Saturday, November 14, 2015
Riverfront South/Central (Hyatt Regency Miami)
*Names in bold indicate Presenter
This study uses county level data in Florida to evaluate whether the Enterprise Zone program has reduced poverty rates in targeted areas. Using an independent samples t test, I compare poverty rates between counties with and without enterprise zones at three points in time: 1989, 1999, and 2012. Since enterprise zones were targeted specifically for exhibiting higher levels of poverty, we expect a significant gap in poverty rates between enterprise zone counties and non-enterprise zone counties near the inception of program, circa 1989. The theory of the program suggests that the enterprise zone counties should experience reduction in poverty rates, thus making them more similar to their non enterprise zone counterparts. Therefore, I compare the gap in poverty rates between enterprise zone counties and non-enterprise zone counties at three points in time in order to determine if there has been a reduction in the gap of poverty rates between the two. This method controls for general economic fluctuations by measuring both types of counties at multiple points in time, where both would respectively be subject to the same general economic forces throughout. A measurement of absolute poverty rates in both types of counties could be skewed by economic forces, whereas analyzing the gap between the two gives a more accurate picture of how enterprise zone counties are performing relative to their counterparts when economic conditions varied highly. I assume but do not demonstrate differences in the economy at points in time 1989, 1999, and 2012. This allows for isolation of the presence of enterprise zones as one of the few distinguishing features between the two sets of counties.
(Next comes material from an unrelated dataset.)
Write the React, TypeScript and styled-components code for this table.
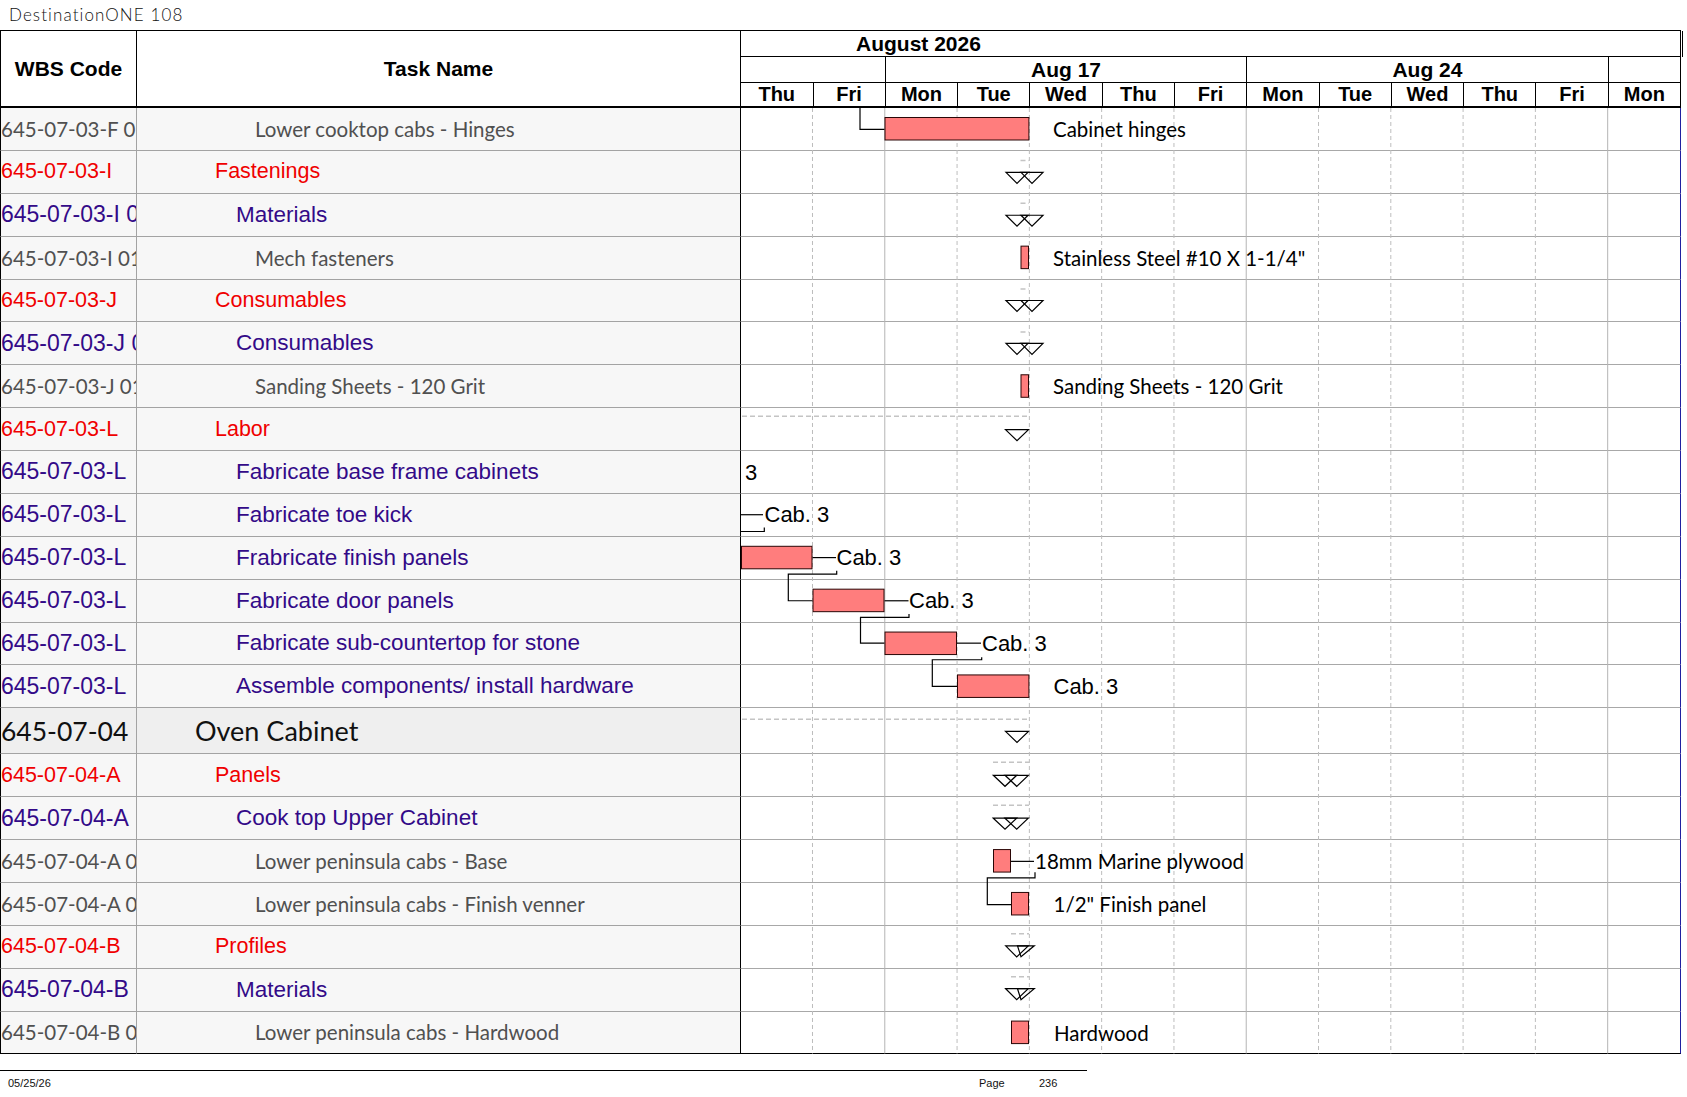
import styled, { createGlobalStyle } from 'styled-components';

const GlobalStyle = createGlobalStyle`
  html, body {
    margin: 0;
    padding: 0;
    background: #fff;
  }
  body {
    font-family: "Liberation Sans", Arial, sans-serif;
    color: #000;
  }
  * {
    box-sizing: border-box;
  }
`;

type Level = 'section' | 'group' | 'phase' | 'item';

interface Task {
  wbs: string;
  name: string;
  level: Level;
}

const ARIAL = '"Liberation Sans", Arial, sans-serif';
const CALIBRI = 'Lato, "Open Sans", "Liberation Sans", sans-serif';

const tones: Record<Level, { font: string; wbsSize: number; nameSize: number; color: string; indent: number; bg: string }> = {
  section: { font: CALIBRI, wbsSize: 26.5, nameSize: 27, color: '#111', indent: 58, bg: '#efefef' },
  group: { font: ARIAL, wbsSize: 21.5, nameSize: 21.5, color: '#f00000', indent: 78, bg: '#f7f7f7' },
  phase: { font: ARIAL, wbsSize: 23, nameSize: 22.5, color: '#330a88', indent: 99, bg: '#f7f7f7' },
  item: { font: CALIBRI, wbsSize: 20.5, nameSize: 20.5, color: '#505050', indent: 118, bg: '#f7f7f7' },
};

const rows: Task[] = [
  { wbs: '645-07-03-F 01', name: 'Lower cooktop cabs - Hinges', level: 'item' },
  { wbs: '645-07-03-I', name: 'Fastenings', level: 'group' },
  { wbs: '645-07-03-I 01', name: 'Materials', level: 'phase' },
  { wbs: '645-07-03-I 01', name: 'Mech fasteners', level: 'item' },
  { wbs: '645-07-03-J', name: 'Consumables', level: 'group' },
  { wbs: '645-07-03-J 01', name: 'Consumables', level: 'phase' },
  { wbs: '645-07-03-J 01', name: 'Sanding Sheets - 120 Grit', level: 'item' },
  { wbs: '645-07-03-L', name: 'Labor', level: 'group' },
  { wbs: '645-07-03-L', name: 'Fabricate base frame cabinets', level: 'phase' },
  { wbs: '645-07-03-L', name: 'Fabricate toe kick', level: 'phase' },
  { wbs: '645-07-03-L', name: 'Frabricate finish panels', level: 'phase' },
  { wbs: '645-07-03-L', name: 'Fabricate door panels', level: 'phase' },
  { wbs: '645-07-03-L', name: 'Fabricate sub-countertop for stone', level: 'phase' },
  { wbs: '645-07-03-L', name: 'Assemble components/ install hardware', level: 'phase' },
  { wbs: '645-07-04', name: 'Oven Cabinet', level: 'section' },
  { wbs: '645-07-04-A', name: 'Panels', level: 'group' },
  { wbs: '645-07-04-A', name: 'Cook top Upper Cabinet', level: 'phase' },
  { wbs: '645-07-04-A 01', name: 'Lower peninsula cabs - Base', level: 'item' },
  { wbs: '645-07-04-A 02', name: 'Lower peninsula cabs - Finish venner', level: 'item' },
  { wbs: '645-07-04-B', name: 'Profiles', level: 'group' },
  { wbs: '645-07-04-B', name: 'Materials', level: 'phase' },
  { wbs: '645-07-04-B 01', name: 'Lower peninsula cabs - Hardwood', level: 'item' },
];

const days = ['Thu', 'Fri', 'Mon', 'Tue', 'Wed', 'Thu', 'Fri', 'Mon', 'Tue', 'Wed', 'Thu', 'Fri', 'Mon'];
const weeks = [
  { label: '', span: 2 },
  { label: 'Aug 17', span: 5 },
  { label: 'Aug 24', span: 5 },
  { label: '', span: 1 },
];

// geometry of the chart, in page pixels
const CHART_LEFT = 741;
const CHART_W = 939;
const X0 = 740.2;
const DAY = 72.29;
const ROW_H = 42.88;
const SECTION_H = 46;

const rowHeights = rows.map((r) => (r.level === 'section' ? SECTION_H : ROW_H));
const rowTops: number[] = [];
rowHeights.forEach((h, i) => rowTops.push(i === 0 ? 0 : rowTops[i - 1] + rowHeights[i - 1]));
const bodyHeight = rowTops[rowTops.length - 1] + rowHeights[rowHeights.length - 1];
const y = (row: number, off: number) => rowTops[row] + off;

const bars = [
  { row: 0, x1: 884.5, x2: 1029.4 },
  { row: 3, x1: 1020.5, x2: 1029 },
  { row: 6, x1: 1020.5, x2: 1029 },
  { row: 10, x1: 741, x2: 812.5 },
  { row: 11, x1: 812.5, x2: 884.5 },
  { row: 12, x1: 884.5, x2: 957 },
  { row: 13, x1: 957, x2: 1029.4 },
  { row: 17, x1: 993, x2: 1011 },
  { row: 18, x1: 1011, x2: 1029 },
  { row: 21, x1: 1011, x2: 1029 },
];

const summaries = [
  { row: 1, x1: 1020.5, x2: 1029, off: 9.5 },
  { row: 2, x1: 1020.5, x2: 1029, off: 9.5 },
  { row: 4, x1: 1020.5, x2: 1029, off: 9.5 },
  { row: 5, x1: 1020.5, x2: 1029, off: 9.5 },
  { row: 7, x1: 742, x2: 1029, off: 8 },
  { row: 14, x1: 742, x2: 1029, off: 11 },
  { row: 15, x1: 993, x2: 1029, off: 8 },
  { row: 16, x1: 993, x2: 1029, off: 8 },
  { row: 19, x1: 1011, x2: 1029, off: 8 },
  { row: 20, x1: 1011, x2: 1029, off: 8 },
];

const pairA = [[1006, 1017, 1028], [1021, 1032, 1043]];
const pairB = [[993.3, 1005, 1016.7], [1005, 1016.7, 1028.3]];
const pairC = [[1005.7, 1016.7, 1028.3], [1017.5, 1021, 1034.3]];
const single = [[1005.5, 1017, 1028.5]];

const markers = [
  { row: 1, tris: pairA, top: 21.5 },
  { row: 2, tris: pairA, top: 21.5 },
  { row: 4, tris: pairA, top: 21 },
  { row: 5, tris: pairA, top: 21 },
  { row: 7, tris: single, top: 21.5 },
  { row: 14, tris: single, top: 23 },
  { row: 15, tris: pairB, top: 21 },
  { row: 16, tris: pairB, top: 21 },
  { row: 19, tris: pairC, top: 20 },
  { row: 20, tris: pairC, top: 20 },
];

type Pt = [number, number, number];
const links: Pt[][] = [
  [[860, 0, 0], [860, 0, 21.3], [884.5, 0, 21.3]],
  [[741, 9, 20.8], [763, 9, 20.8]],
  [[741, 9, 37.6], [764.3, 9, 37.6], [764.3, 9, 33.6]],
  [[812.5, 10, 20.8], [836, 10, 20.8]],
  [[836.7, 10, 34], [836.7, 10, 37.3], [788.3, 10, 37.3], [788.3, 11, 21.1], [812.5, 11, 21.1]],
  [[884.5, 11, 21.1], [908.5, 11, 21.1]],
  [[909, 11, 34.4], [909, 11, 37.7], [860.5, 11, 37.7], [860.5, 12, 20.6], [884.5, 12, 20.6]],
  [[957, 12, 20.6], [981, 12, 20.6]],
  [[981.7, 12, 34.8], [981.7, 12, 37.2], [932.3, 12, 37.2], [932.3, 13, 20.9], [957, 13, 20.9]],
  [[1011, 17, 21.3], [1034, 17, 21.3]],
  [[1035, 17, 32.3], [1035, 17, 37.8], [987.3, 17, 37.8], [987.3, 18, 21.7], [1011, 18, 21.7]],
];

const labels = [
  { row: 0, x: 1053, text: 'Cabinet hinges', arial: false },
  { row: 3, x: 1053, text: 'Stainless Steel #10 X 1-1/4"', arial: false },
  { row: 6, x: 1053, text: 'Sanding Sheets - 120 Grit', arial: false },
  { row: 8, x: 745, text: '3', arial: true },
  { row: 9, x: 764.5, text: 'Cab. 3', arial: true },
  { row: 10, x: 836.5, text: 'Cab. 3', arial: true },
  { row: 11, x: 909, text: 'Cab. 3', arial: true },
  { row: 12, x: 982, text: 'Cab. 3', arial: true },
  { row: 13, x: 1053.5, text: 'Cab. 3', arial: true },
  { row: 17, x: 1035, text: '18mm Marine plywood', arial: false },
  { row: 18, x: 1053.5, text: '1/2" Finish panel', arial: false },
  { row: 21, x: 1054, text: 'Hardwood', arial: false },
];

const Page = styled.div`
  width: 1687px;
  min-height: 1097px;
  background: #fff;
`;

const DocTitle = styled.div`
  height: 30px;
  line-height: 30px;
  padding-left: 9px;
  font-family: ${CALIBRI};
  font-weight: 300;
  font-size: 17px;
  letter-spacing: 1.1px;
  color: #111;
`;

const Sheet = styled.div`
  width: 1681px;
`;

const Header = styled.div`
  display: flex;
  height: 78px;
  border-top: 1px solid #000;
  border-bottom: 2px solid #000;
`;

const HeadCell = styled.div<{ $w: number; $first?: boolean }>`
  width: ${(p) => p.$w}px;
  display: flex;
  align-items: center;
  justify-content: center;
  border-right: 1px solid #000;
  border-left: ${(p) => (p.$first ? '1px solid #000' : 'none')};
  font-weight: bold;
  font-size: 21px;
`;

const Timescale = styled.div`
  width: 940px;
  display: flex;
  flex-direction: column;
  border-right: 1px solid #000;
`;

const MonthRow = styled.div`
  position: relative;
  height: 26px;
  border-bottom: 1px solid #000;
  padding-left: 115px;
  font-weight: bold;
  font-size: 21px;
  line-height: 25px;

  &::after {
    content: '';
    position: absolute;
    top: 0;
    bottom: -1px;
    right: -3px;
    width: 1px;
    background: #000;
  }
`;

const ScaleGrid = styled.div<{ $h: number; $ruled?: boolean }>`
  display: grid;
  grid-template-columns: 71.5px repeat(12, 1fr);
  height: ${(p) => p.$h}px;
  border-bottom: ${(p) => (p.$ruled ? '1px solid #000' : 'none')};
`;

const WeekCell = styled.div<{ $span: number; $first?: boolean }>`
  grid-column: span ${(p) => p.$span};
  border-left: ${(p) => (p.$first ? 'none' : '1px solid #000')};
  text-align: center;
  font-weight: bold;
  font-size: 21px;
  line-height: 25px;
`;

const DayCell = styled.div<{ $first?: boolean }>`
  border-left: ${(p) => (p.$first ? 'none' : '1px solid #000')};
  text-align: center;
  font-weight: bold;
  font-size: 20px;
  line-height: 23px;
`;

const Body = styled.div`
  position: relative;
`;

const Row = styled.div<{ $h: number }>`
  display: flex;
  height: ${(p) => p.$h}px;
`;

const WbsCell = styled.div<{ $level: Level; $last: boolean }>`
  width: 137px;
  display: flex;
  align-items: center;
  overflow: hidden;
  white-space: nowrap;
  padding-left: 0;
  border-left: 1px solid #000;
  border-right: 1px solid #a3a3a3;
  border-bottom: 1px solid ${(p) => (p.$last ? '#000' : '#a3a3a3')};
  background: ${(p) => tones[p.$level].bg};
  font-family: ${(p) => tones[p.$level].font};
  font-size: ${(p) => tones[p.$level].wbsSize}px;
  color: ${(p) => tones[p.$level].color};
`;

const NameCell = styled.div<{ $level: Level; $last: boolean }>`
  width: 604px;
  display: flex;
  align-items: center;
  overflow: hidden;
  white-space: nowrap;
  padding-left: ${(p) => tones[p.$level].indent}px;
  border-right: 1px solid #000;
  border-bottom: 1px solid ${(p) => (p.$last ? '#000' : '#a3a3a3')};
  background: ${(p) => tones[p.$level].bg};
  font-family: ${(p) => tones[p.$level].font};
  font-size: ${(p) => tones[p.$level].nameSize}px;
  color: ${(p) => tones[p.$level].color};
`;

const ChartCell = styled.div<{ $last: boolean }>`
  width: 940px;
  background: #fff;
  border-right: 1px solid #1f1fa0;
  border-bottom: 1px solid ${(p) => (p.$last ? '#000' : '#a8a8a8')};
`;

const GanttLayer = styled.svg`
  position: absolute;
  top: 0;
  left: ${CHART_LEFT}px;
  overflow: visible;
  pointer-events: none;
`;

const Footer = styled.div`
  width: 1087px;
  margin-top: 16px;
  border-top: 1px solid #000;
  display: grid;
  grid-template-columns: 971px 60px auto;
  padding-left: 8px;
  height: 25px;
  line-height: 24px;
  font-size: 11px;
  color: #111;
`;

function Gantt() {
  const path = (pts: Pt[]) =>
    pts.map(([x, r, off], i) => `${i === 0 ? 'M' : 'L'}${x} ${y(r, off)}`).join(' ');

  return (
    <GanttLayer
      width={CHART_W}
      height={bodyHeight}
      viewBox={`${CHART_LEFT} 0 ${CHART_W} ${bodyHeight}`}
    >
      {days.slice(1).map((d, i) => {
        const k = i + 1;
        const x = X0 + DAY * k;
        return d === 'Mon' ? (
          <line key={k} x1={x} x2={x} y1={0} y2={bodyHeight - 1} stroke="#b4b4b4" strokeWidth={1} />
        ) : (
          <line key={k} x1={x} x2={x} y1={0} y2={bodyHeight - 1} stroke="#bdbdbd" strokeWidth={1} strokeDasharray="4 3" />
        );
      })}

      {summaries.map((s, i) => (
        <line
          key={i}
          x1={s.x1}
          x2={s.x2}
          y1={y(s.row, s.off)}
          y2={y(s.row, s.off)}
          stroke="#c4c4c4"
          strokeWidth={1.5}
          strokeDasharray="5 3"
        />
      ))}

      {markers.map((m) =>
        m.tris.map(([l, a, r], j) => (
          <polygon
            key={`${m.row}-${j}`}
            points={`${l},${y(m.row, m.top)} ${a},${y(m.row, m.top + 11)} ${r},${y(m.row, m.top)}`}
            fill="none"
            stroke="#000"
            strokeWidth={1.2}
          />
        ))
      )}

      {links.map((pts, i) => (
        <path key={i} d={path(pts)} fill="none" stroke="#000" strokeWidth={1.2} />
      ))}

      {bars.map((b, i) => (
        <rect
          key={i}
          x={b.x1 + 0.5}
          y={y(b.row, 9.5)}
          width={b.x2 - b.x1 - 1}
          height={22.5}
          fill="#ff7d7d"
          stroke="#2a0606"
          strokeWidth={1}
        />
      ))}

      {labels.map((l, i) => (
        <text
          key={i}
          x={l.x}
          y={y(l.row, l.arial ? 28.5 : 29)}
          fontFamily={l.arial ? ARIAL : CALIBRI}
          fontSize={l.arial ? 22 : 20.5}
          fill="#000"
        >
          {l.text}
        </text>
      ))}
    </GanttLayer>
  );
}

export default function App() {
  return (
    <Page>
      <GlobalStyle />
      <DocTitle>DestinationONE 108</DocTitle>
      <Sheet>
        <Header>
          <HeadCell $w={137} $first>WBS Code</HeadCell>
          <HeadCell $w={604}>Task Name</HeadCell>
          <Timescale>
            <MonthRow>August 2026</MonthRow>
            <ScaleGrid $h={26} $ruled>
              {weeks.map((w, i) => (
                <WeekCell key={i} $span={w.span} $first={i === 0}>
                  {w.label}
                </WeekCell>
              ))}
            </ScaleGrid>
            <ScaleGrid $h={23}>
              {days.map((d, i) => (
                <DayCell key={i} $first={i === 0}>
                  {d}
                </DayCell>
              ))}
            </ScaleGrid>
          </Timescale>
        </Header>
        <Body>
          {rows.map((r, i) => {
            const last = i === rows.length - 1;
            return (
              <Row key={i} $h={rowHeights[i]}>
                <WbsCell $level={r.level} $last={last}>{r.wbs}</WbsCell>
                <NameCell $level={r.level} $last={last}>{r.name}</NameCell>
                <ChartCell $last={last} />
              </Row>
            );
          })}
          <Gantt />
        </Body>
      </Sheet>
      <Footer>
        <span>05/25/26</span>
        <span>Page</span>
        <span>236</span>
      </Footer>
    </Page>
  );
}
The results showed that there was little change in the difference of poverty rates between enterprise zone counties and non-enterprise zone counties. While absolute poverty rates fluctuated for both sets of counties, the gap in poverty rates between enterprise zone and non-enterprise zones remained relatively stable throughout the time period studied, suggesting that the program was ineffective in helping enterprise zone counties move towards poverty rates that are similar to their counterparts.